▶ Your task: Go through the listing below and gather every line with the word "code".

▶ Given data:
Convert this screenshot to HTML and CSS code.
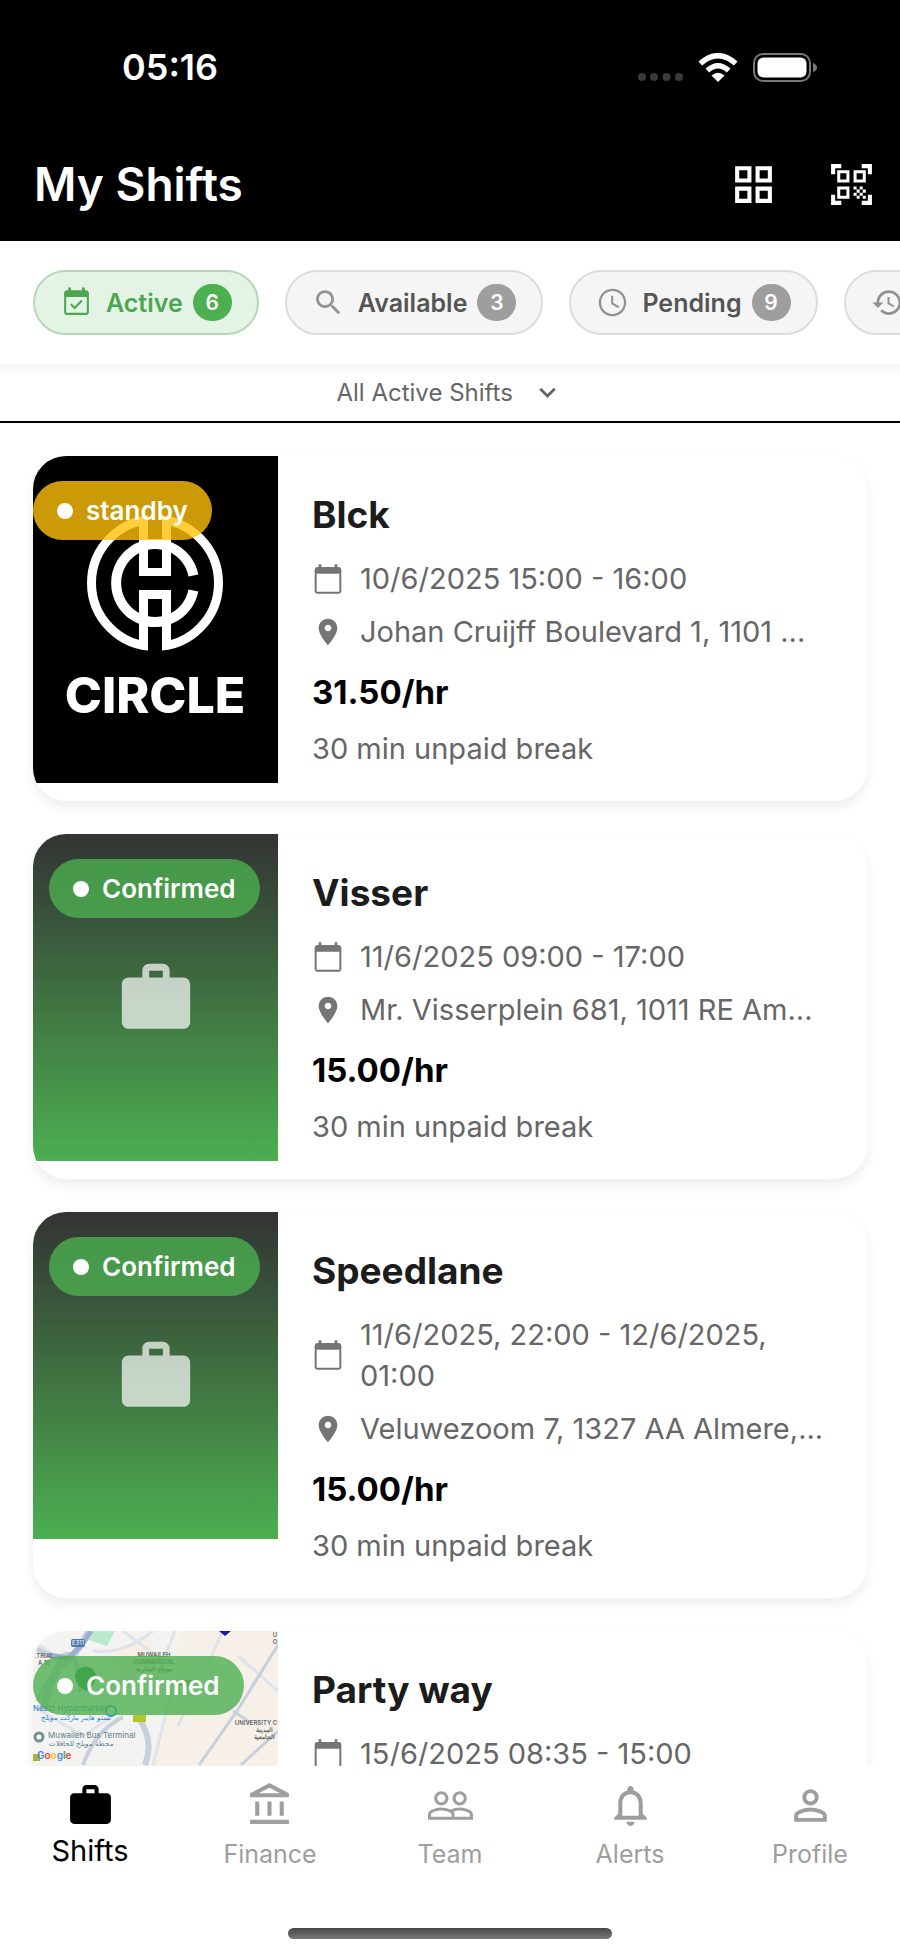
FILE: index.html
```html
<!DOCTYPE html>
<html lang="en">
<head>
  <meta charset="UTF-8" />
  <meta name="viewport" content="width=device-width, initial-scale=1.0"/>
  <title>My Shifts</title>
  <link rel="stylesheet" href="styles.css">
</head>
<body>

<!-- shared icons -->
<svg class="sprite" aria-hidden="true">
  <symbol id="i-calendar" viewBox="0 0 24 24"><path d="M20 3h-1V1h-2v2H7V1H5v2H4c-1.100 0-2 .9-2 2v16c0 1.100.9 2 2 2h16c1.100 0 2-.9 2-2V5c0-1.100-.9-2-2-2zm.5 18.500h-17V8h17v13.500z"/></symbol>
  <symbol id="i-place" viewBox="0 0 24 24"><path d="M12 2C8.130 2 5 5.130 5 9c0 5.250 7 13 7 13s7-7.750 7-13c0-3.870-3.130-7-7-7zm0 9.500c-1.380 0-2.500-1.120-2.500-2.500s1.120-2.500 2.500-2.500 2.500 1.120 2.500 2.500-1.120 2.500-2.500 2.500z"/></symbol>
  <symbol id="i-work" viewBox="0 0 24 24"><path d="M20 6h-4V4c0-1.110-.89-2-2-2h-4c-1.110 0-2 .89-2 2v2H4c-1.110 0-2 .89-2 2v11c0 1.110.89 2 2 2h16c1.110 0 2-.89 2-2V8c0-1.110-.89-2-2-2zm-6 0h-4V4h4v2z"/></symbol>
</svg>

<div class="app">
  <header class="header">
    <div class="status-bar">
      <span class="time">05:16</span>
      <div class="status-icons">
        <svg class="signal" width="45" height="9" viewBox="0 0 45 9"><circle cx="4" cy="4" r="4"/><circle cx="16" cy="4" r="4"/><circle cx="28.500" cy="4" r="4"/><circle cx="41" cy="4" r="4"/></svg>
        <svg class="wifi" width="40" height="29" viewBox="0 0 40 29"><g fill="none" stroke="#fff" stroke-width="5.500"><path d="M2.300 10.500Q20-5 37.700 10.500"/><path d="M9.300 17.500Q20 8 30.700 17.500"/></g><path d="M13.500 22.500Q20 17 26.500 22.500L20 29z"/></svg>
        <svg width="64" height="29" viewBox="0 0 64 29"><rect x="1" y="1" width="56" height="27" rx="9" fill="none" stroke="#777" stroke-width="2"/><rect x="4.500" y="4.500" width="49" height="20" rx="6" fill="#fff"/><path d="M60 10q4 1.500 4 4.500t-4 4.500z" fill="#777"/></svg>
      </div>
    </div>
    <div class="title-bar">
      <h1>My Shifts</h1>
      <button class="icon-btn" aria-label="Grid view">
        <svg viewBox="0 0 24 24"><path d="M3 3v8h8V3H3zm6 6H5V5h4v4zm-6 4v8h8v-8H3zm6 6H5v-4h4v4zm4-16v8h8V3h-8zm6 6h-4V5h4v4zm-6 4v8h8v-8h-8zm6 6h-4v-4h4v4z"/></svg>
      </button>
      <button class="icon-btn" aria-label="Scan QR code">
        <svg viewBox="0 0 24 24"><path d="M9.500 6.500v3h-3v-3h3M11 5H5v6h6V5zm-1.500 9.500v3h-3v-3h3M11 13H5v6h6v-6zm6.500-6.500v3h-3v-3h3M19 5h-6v6h6V5zm-6 8h1.500v1.500H13V13zm1.500 1.500H16V16h-1.500v-1.500zM16 13h1.500v1.500H16V13zm-3 3h1.500v1.500H13V16zm1.500 1.500H16V19h-1.500v-1.500zM16 16h1.500v1.500H16V16zm1.500-1.500H19V16h-1.500v-1.500zm0 3H19V19h-1.500v-1.500zM22 7h-2V4h-3V2h5v5zm0 15v-5h-2v3h-3v2h5zM2 22h5v-2H4v-3H2v5zM2 2v5h2V4h3V2H2z"/></svg>
      </button>
    </div>
  </header>

  <div class="filters">
    <button class="chip active">
      <svg viewBox="0 0 24 24"><path d="M16.530 11.060L15.470 10l-4.880 4.880-2.120-2.120-1.060 1.060L10.590 17l5.940-5.940zM19 3h-1V1h-2v2H8V1H6v2H5c-1.110 0-2 .9-2 2v14c0 1.100.89 2 2 2h14c1.100 0 2-.9 2-2V5c0-1.100-.9-2-2-2zm.5 16.500h-15V8h15v11.500z"/></svg>
      <span>Active</span><span class="count">6</span>
    </button>
    <button class="chip">
      <svg viewBox="0 0 24 24"><path d="M15.500 14h-.79l-.28-.27C15.410 12.590 16 11.110 16 9.500 16 5.910 13.090 3 9.500 3S3 5.910 3 9.500 5.910 16 9.500 16c1.610 0 3.090-.59 4.230-1.570l.27.28v.79l5 4.990L20.490 19l-4.990-5zm-6 0C7.010 14 5 11.990 5 9.500S7.010 5 9.500 5 14 7.010 14 9.500 11.990 14 9.500 14z"/></svg>
      <span>Available</span><span class="count">3</span>
    </button>
    <button class="chip">
      <svg viewBox="0 0 24 24"><path d="M12 2C6.480 2 2 6.480 2 12s4.480 10 10 10 10-4.480 10-10S17.520 2 12 2zm0 18.300c-4.580 0-8.300-3.720-8.300-8.300S7.420 3.700 12 3.700s8.300 3.720 8.300 8.300-3.720 8.300-8.300 8.300zM12.500 7H11v6l5.250 3.150.75-1.230-4.500-2.670z"/></svg>
      <span>Pending</span><span class="count">9</span>
    </button>
    <button class="chip">
      <svg viewBox="0 0 24 24"><path d="M13 3c-4.970 0-9 4.030-9 9H1l3.890 3.890.07.14L9 12H6c0-3.870 3.130-7 7-7s7 3.130 7 7-3.130 7-7 7c-1.930 0-3.680-.79-4.940-2.060l-1.420 1.420C8.270 19.990 10.510 21 13 21c4.970 0 9-4.030 9-9s-4.030-9-9-9zm-1 5v5l4.280 2.540.72-1.210-3.500-2.080V8H12z"/></svg>
      <span>History</span>
    </button>
  </div>

  <div class="sort-bar">
    <select aria-label="Shift filter">
      <option>All Active Shifts</option>
    </select>
    <svg viewBox="0 0 24 24" aria-hidden="true"><path d="M7.410 8.590L12 13.170l4.590-4.580L18 10l-6 6-6-6z"/></svg>
  </div>

  <main class="shift-list">
    <article class="card">
      <div class="thumb has-image">
        <svg class="picture" viewBox="0 0 245 327">
          <rect width="245" height="327" fill="#000"/>
          <g fill="none" stroke="#fff">
            <circle cx="122" cy="127" r="63.500" stroke-width="9"/>
            <path d="M160.400 119.500A39 39 0 1 0 160.400 134.500" stroke-width="10"/>
          </g>
          <path fill="#000" d="M115 56h14v27h-14zM115 171h14v27h-14zM115 93h14v68h-14zM106 120h32v14h-32z"/>
          <path fill="#fff" d="M106 62h9v50h14V62h9v58h-32zM106 134h32v56h-9v-47h-14v47h-9z"/>
          <path fill="none" stroke="#fff" stroke-width="10" d="M114 88.800a39 39 0 0 1 16 0M114 165.200a39 39 0 0 0 16 0"/>
          <text x="122" y="257" class="logo-text">CIRCLE</text>
        </svg>
        <span class="badge standby">standby</span>
      </div>
      <div class="info">
        <h2>Blck</h2>
        <p class="meta"><svg><use href="#i-calendar"/></svg><span>10/6/2025 15:00 - 16:00</span></p>
        <p class="meta address"><svg><use href="#i-place"/></svg><span>Johan Cruijff Boulevard 1, 1101 ...</span></p>
        <p class="rate">31.50/hr</p>
        <p class="break">30 min unpaid break</p>
      </div>
    </article>

    <article class="card">
      <div class="thumb">
        <svg class="placeholder"><use href="#i-work"/></svg>
        <span class="badge">Confirmed</span>
      </div>
      <div class="info">
        <h2>Visser</h2>
        <p class="meta"><svg><use href="#i-calendar"/></svg><span>11/6/2025 09:00 - 17:00</span></p>
        <p class="meta address"><svg><use href="#i-place"/></svg><span>Mr. Visserplein 681, 1011 RE Am...</span></p>
        <p class="rate">15.00/hr</p>
        <p class="break">30 min unpaid break</p>
      </div>
    </article>

    <article class="card">
      <div class="thumb">
        <svg class="placeholder"><use href="#i-work"/></svg>
        <span class="badge">Confirmed</span>
      </div>
      <div class="info">
        <h2>Speedlane</h2>
        <p class="meta"><svg><use href="#i-calendar"/></svg><span>11/6/2025, 22:00 - 12/6/2025, 01:00</span></p>
        <p class="meta address"><svg><use href="#i-place"/></svg><span>Veluwezoom 7, 1327 AA Almere,...</span></p>
        <p class="rate">15.00/hr</p>
        <p class="break">30 min unpaid break</p>
      </div>
    </article>

    <article class="card">
      <div class="thumb has-image">
        <svg class="picture" viewBox="0 0 245 327">
          <rect width="245" height="327" fill="#f3f3f2"/>
          <path fill="#f6f0e8" d="M148 0h97v327H60l58-175z"/>
          <path fill="#f7efe3" d="M75 20l40-12 20 40-45 12z"/>
          <path fill="#b9ead0" d="M60 0h22l-8 15-18-6z"/>
          <g fill="none" stroke="#dfe3ea" stroke-width="3">
            <path d="M60 20q30 4 60-20M118 60l24-60M130 30l-40-30M0 75l50 30 30-20M190 0l-45 95M245 60l-40-35M0 10l30 20M120 134l20-80"/>
          </g>
          <g fill="none" stroke="#c7cfdb">
            <path stroke-width="7" d="M56 0Q42 26 30 34T10 80"/>
            <path stroke-width="5" d="M0 15Q20 30 32 24T48 60"/>
            <path stroke-width="4" d="M28 28Q10 60 4 70M50 134Q62 100 90 86"/>
            <path stroke-width="6" d="M104 85Q122 108 112 134"/>
            <path stroke-width="3" d="M245 14L204 80 166 134M245 100L208 134M200 80l18 12"/>
          </g>
          <path fill="none" stroke="#9caecb" stroke-width="5" d="M58 0Q46 20 34 27L16 24"/>
          <rect x="38" y="8" width="14" height="8" rx="2" fill="#4b79a6"/>
          <text x="45" y="14" class="map-road">E311</text>
          <path fill="#191b9e" d="M186 0h12l-6 5z"/>
          <g class="map-area">
            <text x="11" y="27">.TRIAL</text>
            <text x="11" y="34">A 15</text>
            <text x="121" y="26">MUWAILEH</text>
            <text x="121" y="33">COMMERCIAL</text>
            <text x="121" y="40">مويلح التجارية</text>
            <text x="223" y="94">UNIVERSITY C</text>
            <text x="231" y="101">المدينة</text>
            <text x="231" y="108">الجامعية</text>
            <text x="242" y="6">U</text>
            <text x="242" y="13">O</text>
          </g>
          <path d="M42 46a10 10 0 1 1 21 0q-1 8-10 14q-10-6-11-14z" fill="#188038"/>
          <rect x="100" y="84" width="13" height="7" fill="#b3c42d"/>
          <rect x="146" y="49" width="14" height="6" fill="#8fb02d"/>
          <rect x="0" y="123" width="7" height="7" fill="#a4b92f"/>
          <circle cx="78" cy="80" r="5" fill="#fff" stroke="#1ba1c4" stroke-width="2"/>
          <text x="0" y="80" class="map-shop">Nesto Hypermarket</text>
          <text x="8" y="89" class="map-shop small">نستو هايبر ماركت مويلح</text>
          <circle cx="6" cy="106" r="4" fill="#fff" stroke="#788f98" stroke-width="3"/>
          <text x="15" y="107" class="map-stop">Muwaileh Bus Terminal</text>
          <text x="16" y="115" class="map-stop small">محطة مويلح للحافلات</text>
          <text x="4" y="128" class="map-logo"><tspan fill="#4285f4">G</tspan><tspan fill="#ea4335">o</tspan><tspan fill="#fbbc05">o</tspan><tspan fill="#4285f4">g</tspan><tspan fill="#34a853">l</tspan><tspan fill="#ea4335">e</tspan></text>
        </svg>
        <span class="badge">Confirmed</span>
      </div>
      <div class="info">
        <h2>Party way</h2>
        <p class="meta"><svg><use href="#i-calendar"/></svg><span>15/6/2025 08:35 - 15:00</span></p>
      </div>
    </article>
  </main>

  <nav class="tab-bar">
    <div class="tabs">
      <a href="#shifts" class="tab selected">
        <svg><use href="#i-work"/></svg>
        <span>Shifts</span>
      </a>
      <a href="#finance" class="tab">
        <svg viewBox="0 0 24 24"><path d="M6.500 10h-2v7h2v-7zm6 0h-2v7h2v-7zm8.500 9H2v2h19v-2zm-2.500-9h-2v7h2v-7zm-7-6.740L16.710 6H6.290l5.210-2.740m0-2.260L2 6v2h19V6l-9.500-5z"/></svg>
        <span>Finance</span>
      </a>
      <a href="#team" class="tab">
        <svg viewBox="0 0 24 24"><path d="M16.500 13c-1.200 0-3.070.34-4.500 1-1.430-.67-3.300-1-4.500-1C5.330 13 1 14.080 1 16.250V19h22v-2.750c0-2.170-4.330-3.250-6.500-3.250zm-4 4.500h-10v-1.250c0-.54 2.560-1.750 5-1.750s5 1.210 5 1.750v1.250zm9 0H14v-1.250c0-.46-.2-.86-.52-1.220.88-.3 1.960-.53 3.020-.53 2.440 0 5 1.210 5 1.750v1.250zM7.500 12c1.930 0 3.500-1.570 3.500-3.500S9.430 5 7.500 5 4 6.570 4 8.500 5.570 12 7.500 12zm0-5.500c1.100 0 2 .9 2 2s-.9 2-2 2-2-.9-2-2 .9-2 2-2zm9 5.500c1.930 0 3.500-1.570 3.500-3.500S18.430 5 16.500 5 13 6.570 13 8.500s1.570 3.500 3.500 3.500zm0-5.500c1.100 0 2 .9 2 2s-.9 2-2 2-2-.9-2-2 .9-2 2-2z"/></svg>
        <span>Team</span>
      </a>
      <a href="#alerts" class="tab">
        <svg viewBox="0 0 24 24"><path d="M12 22c1.100 0 2-.9 2-2h-4c0 1.100.89 2 2 2zm6-6v-5c0-3.070-1.640-5.640-4.500-6.320V4c0-.83-.67-1.500-1.500-1.500s-1.500.67-1.500 1.500v.68C7.630 5.360 6 7.920 6 11v5l-2 2v1h16v-1l-2-2zm-2 1H8v-6c0-2.480 1.510-4.500 4-4.500s4 2.020 4 4.500v6z"/></svg>
        <span>Alerts</span>
      </a>
      <a href="#profile" class="tab">
        <svg viewBox="0 0 24 24"><path d="M12 5.900c1.160 0 2.100.94 2.100 2.100s-.94 2.100-2.100 2.100S9.900 9.160 9.900 8s.94-2.100 2.100-2.100m0 9c2.970 0 6.100 1.460 6.100 2.100v1.100H5.900V17c0-.64 3.130-2.100 6.100-2.100M12 4C9.790 4 8 5.790 8 8s1.790 4 4 4 4-1.790 4-4-1.790-4-4-4zm0 9c-2.670 0-8 1.340-8 4v3h16v-3c0-2.660-5.330-4-8-4z"/></svg>
        <span>Profile</span>
      </a>
    </div>
    <div class="home-indicator"></div>
  </nav>
</div>

</body>
</html>
```
FILE: styles.css
```css
* {
  box-sizing: border-box;
}

body {
  margin: 0;
  font-family: Inter, "Liberation Sans", sans-serif;
  background: #fff;
  color: #666;
}

h1, h2, p {
  margin: 0;
}

button, select {
  font: inherit;
  border: none;
  background: none;
  cursor: pointer;
}

svg {
  fill: currentColor;
  flex: none;
}

.sprite {
  display: none;
}

.app {
  display: flex;
  flex-direction: column;
  height: 100vh;
  overflow: hidden;
}

/* header */
.header {
  background: #000;
  color: #fff;
  padding-bottom: 16px;
}

.status-bar {
  display: flex;
  justify-content: space-between;
  align-items: center;
  padding: 45px 83px 0 122px;
}

.time {
  font-size: 36px;
  line-height: 44px;
  font-weight: 600;
}

.status-icons {
  display: flex;
  align-items: flex-end;
}

.signal {
  color: #3a3a3a;
}

.wifi {
  margin: 0 15px;
}

.title-bar {
  display: flex;
  align-items: center;
  padding: 54px 0 0 34px;
}

h1 {
  flex: 1;
  font-size: 46px;
  line-height: 82px;
  font-weight: 600;
}

.icon-btn {
  width: 98px;
  height: 82px;
  padding: 0;
  color: #fff;
  display: flex;
  align-items: center;
  justify-content: center;
}

.icon-btn svg {
  width: 49px;
  height: 49px;
}

/* filter chips */
.filters {
  display: flex;
  flex: none;
  gap: 26px;
  padding: 29px 33px;
  overflow: hidden;
}

.chip {
  display: flex;
  flex: none;
  align-items: center;
  height: 65px;
  padding: 0 25px;
  border: 2px solid #dcdcdc;
  border-radius: 33px;
  background: #f5f5f5;
  color: #555;
  font-size: 25px;
  font-weight: 600;
}

.chip svg {
  width: 33px;
  height: 33px;
  margin-right: 13px;
  color: #929292;
}

.count {
  width: 39px;
  height: 37px;
  margin-left: 10px;
  border-radius: 19px;
  background: #9e9e9e;
  color: #fff;
  font-size: 21px;
  line-height: 37px;
  text-align: center;
}

.chip.active {
  background: #e4f4e4;
  border-color: #b7d8b8;
  color: #4ba650;
}

.chip.active svg {
  color: #4ba650;
}

.chip.active .count {
  background: #4caf50;
  color: #fff;
}

.sort-bar {
  display: flex;
  flex: none;
  align-items: center;
  justify-content: center;
  gap: 17px;
  height: 59px;
  border-bottom: 2px solid #000;
  background: linear-gradient(#f7f7f7, #fff 12px);
}

.sort-bar select {
  appearance: none;
  padding: 0;
  font-size: 24px;
  color: #666;
}

.sort-bar svg {
  width: 33px;
  height: 33px;
}

/* shift cards */
.shift-list {
  flex: 1;
  min-height: 0;
  overflow: hidden;
  display: flex;
  flex-direction: column;
  gap: 33px;
  padding: 33px;
}

.card {
  display: flex;
  flex: none;
  align-items: flex-start;
  border-radius: 33px;
  overflow: hidden;
  background: #fff;
  box-shadow: 0 6px 12px rgba(0, 0, 0, 0.07);
}

.thumb {
  position: relative;
  flex: none;
  display: flex;
  align-items: center;
  justify-content: center;
  width: 245px;
  height: 327px;
  background: linear-gradient(#333, #4caf50);
}

.thumb.has-image {
  background: none;
}

.picture {
  width: 100%;
  height: 100%;
}

.placeholder {
  width: 82px;
  height: 82px;
  color: rgba(255, 255, 255, 0.7);
}

.badge {
  position: absolute;
  top: 25px;
  left: 16px;
  display: flex;
  align-items: center;
  gap: 13px;
  height: 59px;
  padding: 0 24px;
  border-radius: 30px;
  background: rgba(76, 175, 80, 0.8);
  color: #fff;
  font-size: 26px;
  font-weight: 600;
}

.badge::before {
  content: "";
  width: 16px;
  height: 16px;
  border-radius: 50%;
  background: #fff;
}

.has-image .badge {
  left: 0;
}

.badge.standby {
  background: rgba(255, 193, 7, 0.8);
}

.logo-text {
  fill: #fff;
  font-size: 50px;
  font-weight: 800;
  text-anchor: middle;
}

.map-area {
  fill: #666;
  font-size: 6px;
  font-weight: 600;
  text-anchor: middle;
}

.map-road {
  fill: #fff;
  font-size: 6px;
  text-anchor: middle;
}

.map-shop {
  fill: #2f7fd0;
  font-size: 8px;
}

.map-stop {
  fill: #607d8b;
  font-size: 8px;
}

.map-shop.small,
.map-stop.small {
  font-size: 7px;
}

.map-logo {
  font-size: 10px;
  font-weight: 600;
}

.info {
  flex: 1;
  min-width: 0;
  padding: 34px 33px 32px 34px;
  font-size: 29px;
  line-height: 41px;
}

h2 {
  margin-bottom: 18px;
  font-size: 37px;
  line-height: 50px;
  font-weight: 700;
  color: #1c1c1c;
}

.meta {
  display: flex;
  align-items: center;
  gap: 16px;
  margin-bottom: 12px;
}

.meta svg {
  width: 32px;
  height: 32px;
  color: #757575;
}

.address span {
  white-space: nowrap;
  overflow: hidden;
}

.rate {
  margin: 18px 0 13px;
  font-size: 33px;
  line-height: 45px;
  font-weight: 700;
  color: #000;
}

/* bottom tabs */
.tab-bar {
  flex: none;
  padding: 15px 0 16px;
  background: #fff;
}

.tabs {
  display: flex;
  height: 147px;
}

.tab {
  flex: 1;
  display: flex;
  flex-direction: column;
  align-items: center;
  color: #9e9e9e;
  font-size: 25px;
  line-height: 48px;
  text-decoration: none;
}

.tab svg {
  width: 49px;
  height: 49px;
}

.tab.selected {
  color: #000;
  font-size: 29px;
  line-height: 42px;
}

.home-indicator {
  width: 36%;
  height: 11px;
  margin: 0 auto;
  border-radius: 6px;
  background: linear-gradient(#484848, #777);
}
```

▶ Solution to this task:
Convert this screenshot to HTML and CSS code.
      <button class="icon-btn" aria-label="Scan QR code">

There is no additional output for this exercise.